O współpracę z UB i SB byli posądzani na forum „Gazety Prawnej” i Arteuza Centurion i Andy Colins i obaj z tego,a nie innego powodu zaprzestali tam pisania.
Takie posądzanie swoich;adwersarzy politycznych,czy przeciwników ideologicznych o pracę,lub współpracę z UB ,czy SB stało się w Polsce bardzo modne i wręcz niebezpieczne dla kraju,z czego chyba mało ludzi zdaje sobie współcześnie sprawę!
I jeszcze jedno:
Mam wykształcenie ścisłe o czym już nie raz informowałem,wobec czego nigdy nie byłem zbyt mocny np.; w ortografii,do czego się przyznaję.
Nie zwracam też zbytnio uwagi na to jak piszę,bo szybciej myślę niż piszę;poszczególne wyrazy i zdania.
Nie zależy mi na pisaniu w internecie i to na żadnym forum,bo jest to jednak bardziej czasochłonne niż się początkowo spodziewałem!

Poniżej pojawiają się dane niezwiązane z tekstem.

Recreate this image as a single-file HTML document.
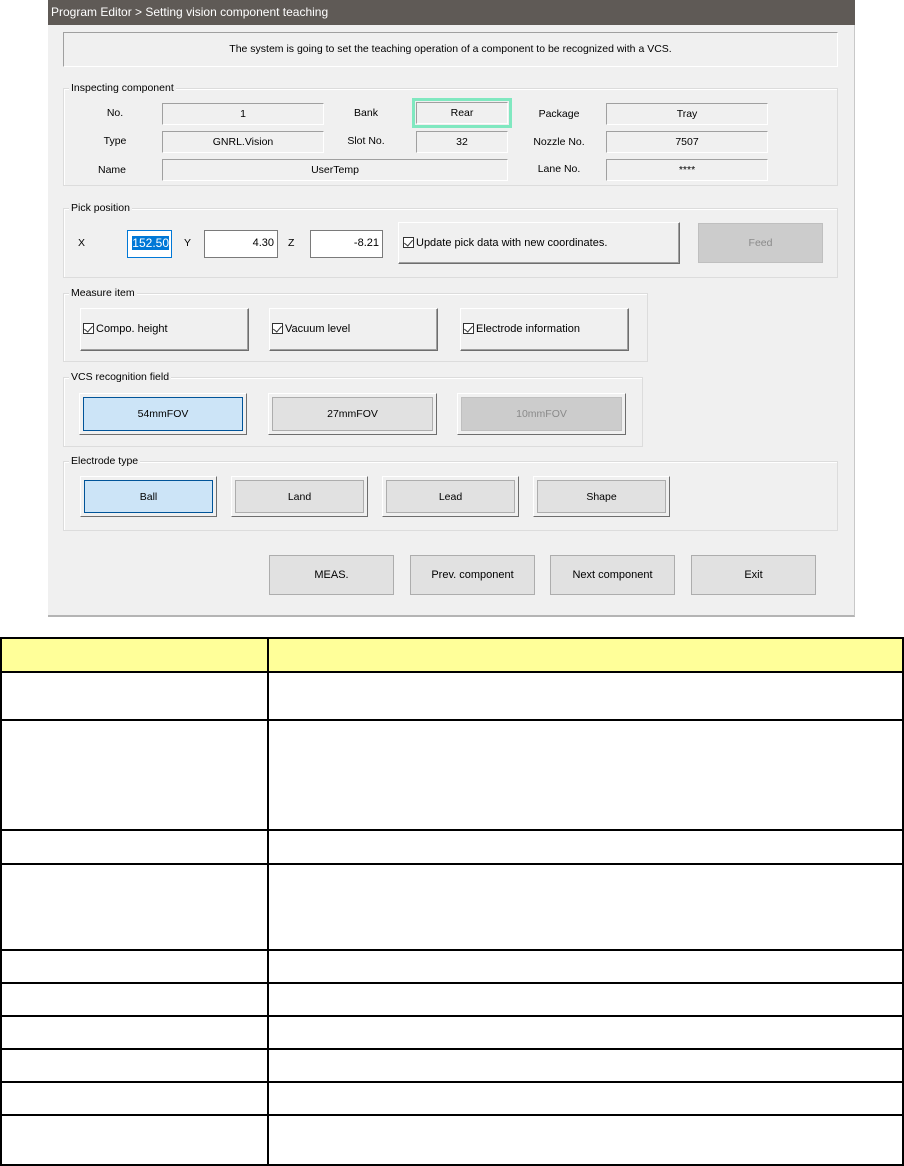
<!DOCTYPE html>
<html><head><meta charset="utf-8"><style>
*{box-sizing:border-box;margin:0;padding:0}
body{width:904px;height:1166px;background:#fff;position:relative;overflow:hidden;font-family:"Liberation Sans",sans-serif;font-size:10.5px;color:#000}
.a{position:absolute}
.dlg{left:48px;top:0;width:807px;height:617px;background:#f0f0f0;border-right:1px solid #c8c8c8;border-bottom:2px solid #b4b4b4}
.title{left:48px;top:0;width:807px;height:25px;background:#5f5a56;color:#fff;font-size:12px;line-height:25px;padding-left:3px}
.grp{border:1px solid #dcdcdc;box-shadow:inset 1px 1px 0 #fff}
.lg{background:#f0f0f0;padding:0 2px;font-size:10.5px;line-height:12px}
.fld{border:1px solid #fff;border-top-color:#a0a0a0;border-left-color:#a0a0a0;text-align:center;line-height:20px;background:#f0f0f0}
.lbl{text-align:center;line-height:20px}
.in{background:#fff;border:1px solid #7a7a7a;text-align:right;padding-right:3px;font-size:11px;line-height:25px}
.rb{background:#f0f0f0;border:1px solid;border-color:#fff #6e6e6e #6e6e6e #fff;box-shadow:inset -1px -1px 0 #a0a0a0}
.cb{display:inline-block;width:11px;height:11px;border:1px solid #333;vertical-align:-2px;margin-right:2px;position:relative;background:#fff}
.cb:after{content:"";position:absolute;left:2px;top:0px;width:4px;height:7px;border:solid #333;border-width:0 1px 1px 0;transform:rotate(40deg)}
.tb{border:1px solid;border-color:#fff #6e6e6e #6e6e6e #fff;background:#f0f0f0;padding:3px}
.tb div{width:100%;height:100%;border:1px solid #adadad;background:#e1e1e1;text-align:center;display:flex;align-items:center;justify-content:center}
.tb.sel div{border:1px solid #005499;background:#cce4f7}
.tb.dis div{background:#cccccc;border-color:#bfbfbf;color:#8a8a8a}
.fb{border:1px solid #adadad;background:#e1e1e1;display:flex;align-items:center;justify-content:center;font-size:11px}
table{position:absolute;left:0;top:637px;border-collapse:collapse;width:904px}
td{border:2px solid #000;padding:0}
</style></head><body>
<div class="a dlg"></div>
<div class="a title">Program Editor &gt; Setting vision component teaching</div>
<div class="a" style="left:63px;top:32px;width:775px;height:35px;border:1px solid;border-color:#a0a0a0 #fff #fff #a0a0a0;text-align:center;line-height:33px;font-size:10.5px">The system is going to set the teaching operation of a component to be recognized with a VCS.</div>

<div class="a grp" style="left:63px;top:88px;width:775px;height:98px"></div>
<div class="a lg" style="left:69px;top:82px">Inspecting component</div>
<div class="a lbl" style="left:85px;top:103px;width:60px">No.</div>
<div class="a fld" style="left:162px;top:103px;width:162px;height:22px">1</div>
<div class="a lbl" style="left:336px;top:103px;width:60px">Bank</div>
<div class="a" style="left:412px;top:98px;width:100px;height:30px;border:3px solid #80e8c0"></div>
<div class="a fld" style="left:416px;top:102px;width:92px;height:22px">Rear</div>
<div class="a lbl" style="left:529px;top:104px;width:60px">Package</div>
<div class="a fld" style="left:606px;top:103px;width:162px;height:22px">Tray</div>
<div class="a lbl" style="left:85px;top:131px;width:60px">Type</div>
<div class="a fld" style="left:162px;top:131px;width:162px;height:22px">GNRL.Vision</div>
<div class="a lbl" style="left:336px;top:131px;width:60px">Slot No.</div>
<div class="a fld" style="left:416px;top:131px;width:92px;height:22px">32</div>
<div class="a lbl" style="left:529px;top:132px;width:60px">Nozzle No.</div>
<div class="a fld" style="left:606px;top:131px;width:162px;height:22px">7507</div>
<div class="a lbl" style="left:82px;top:160px;width:60px">Name</div>
<div class="a fld" style="left:162px;top:159px;width:346px;height:22px">UserTemp</div>
<div class="a lbl" style="left:529px;top:159px;width:60px">Lane No.</div>
<div class="a fld" style="left:606px;top:159px;width:162px;height:22px">****</div>

<div class="a grp" style="left:63px;top:208px;width:775px;height:70px"></div>
<div class="a lg" style="left:69px;top:202px">Pick position</div>
<div class="a" style="left:78px;top:237px">X</div>
<div class="a in" style="left:127px;top:230px;width:45px;height:28px;border-color:#0078d7;font-size:12px;padding-right:2px"><span style="background:#0078d7;color:#fff">152.50</span></div>
<div class="a" style="left:184px;top:237px">Y</div>
<div class="a in" style="left:204px;top:230px;width:74px;height:28px">4.30</div>
<div class="a" style="left:288px;top:237px">Z</div>
<div class="a in" style="left:310px;top:230px;width:73px;height:28px">-8.21</div>
<div class="a rb" style="left:398px;top:222px;width:282px;height:42px;line-height:40px;padding-left:4px;font-size:11px"><span class="cb"></span>Update pick data with new coordinates.</div>
<div class="a" style="left:698px;top:223px;width:125px;height:40px;background:#cccccc;border:1px solid #bfbfbf;color:#8a8a8a;text-align:center;line-height:38px">Feed</div>

<div class="a grp" style="left:63px;top:293px;width:585px;height:69px"></div>
<div class="a lg" style="left:69px;top:287px">Measure item</div>
<div class="a rb" style="left:80px;top:308px;width:169px;height:43px;line-height:41px;padding-left:2px;font-size:11px"><span class="cb"></span>Compo. height</div>
<div class="a rb" style="left:269px;top:308px;width:169px;height:43px;line-height:41px;padding-left:2px;font-size:11px"><span class="cb"></span>Vacuum level</div>
<div class="a rb" style="left:460px;top:308px;width:169px;height:43px;line-height:41px;padding-left:2px;font-size:11px"><span class="cb"></span>Electrode information</div>

<div class="a grp" style="left:63px;top:377px;width:580px;height:70px"></div>
<div class="a lg" style="left:69px;top:371px">VCS recognition field</div>
<div class="a tb sel" style="left:79px;top:393px;width:168px;height:42px"><div>54mmFOV</div></div>
<div class="a tb" style="left:268px;top:393px;width:169px;height:42px"><div>27mmFOV</div></div>
<div class="a tb dis" style="left:457px;top:393px;width:169px;height:42px"><div>10mmFOV</div></div>

<div class="a grp" style="left:63px;top:461px;width:775px;height:70px"></div>
<div class="a lg" style="left:69px;top:455px">Electrode type</div>
<div class="a tb sel" style="left:80px;top:476px;width:137px;height:41px"><div>Ball</div></div>
<div class="a tb" style="left:231px;top:476px;width:137px;height:41px"><div>Land</div></div>
<div class="a tb" style="left:382px;top:476px;width:137px;height:41px"><div>Lead</div></div>
<div class="a tb" style="left:533px;top:476px;width:137px;height:41px"><div>Shape</div></div>

<div class="a fb" style="left:269px;top:555px;width:125px;height:40px">MEAS.</div>
<div class="a fb" style="left:410px;top:555px;width:125px;height:40px">Prev. component</div>
<div class="a fb" style="left:550px;top:555px;width:125px;height:40px">Next component</div>
<div class="a fb" style="left:691px;top:555px;width:125px;height:40px">Exit</div>

<table>
<tr style="height:34px;background:#ffff99"><td style="width:267px"></td><td></td></tr>
<tr style="height:48px"><td></td><td></td></tr>
<tr style="height:110px"><td></td><td></td></tr>
<tr style="height:34px"><td></td><td></td></tr>
<tr style="height:86px"><td></td><td></td></tr>
<tr style="height:33px"><td></td><td></td></tr>
<tr style="height:33px"><td></td><td></td></tr>
<tr style="height:33px"><td></td><td></td></tr>
<tr style="height:33px"><td></td><td></td></tr>
<tr style="height:33px"><td></td><td></td></tr>
<tr style="height:50px"><td></td><td></td></tr>
</table>
</body></html>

Ponieważ po przejściu na emeryturę miałem trochę więcej czasu ,to zacząłem pisać,bo zaczęło mi brakować po wielu latach pracy komunikacji,czyli dyskusji z ludżmi.
Te dyskusję traktuję bardziej jako zabawę,a nie wykłady,co nie znaczy,że traktuję ją poważnie i staram się prawdziwie i rzeczowo przekazywać swoją nabytą wiedzę.
Jeszcze raz podkreślam,że dopuszczam pewne formy ostrej ,a nawet nieprzyjemnej dla stron dyskusji i dlatego nie interweniowałem u administratora tego forum do wczoraj!
Nie zareagowałem też na pierwszą oskarżającą mnie o współpracę,a właściwie pracę w UB osoby o
nicku „saphir',czekałem bowiem na reakcję administratora,lub moderatora forum.
Kiedy zorientowałem się,że nie ma ze strony reakcji żadnej reakcji ,a pomówienie stało się jeszcze bardziej napastliwe i ukazało się powtórnie wtedy natychmiast zareagowałem.
Nie ukrywam,że od administratora i moderatora forum ,a także wypowiedzi samych forumowiczów uzależniam swoje dalsze pisanie na tym forum.
Czyli,albo będę pisał dalej,albo zakończę pisanie tak jak uprzednio to zrobili na forum”GP”;Arteuza Centurion i Andy Collins-ja uważam,że zaprzestanie przez te osoby pisania na forum”GP” to wielka strata dla nas wszystkich.
Stwierdzam,że na pewno pomiędzy tymi osobami i mną nie dochodziło by do tego typu osobistych wycieczek i chamskich oskarżeń- to nie ten poziom dyskusji!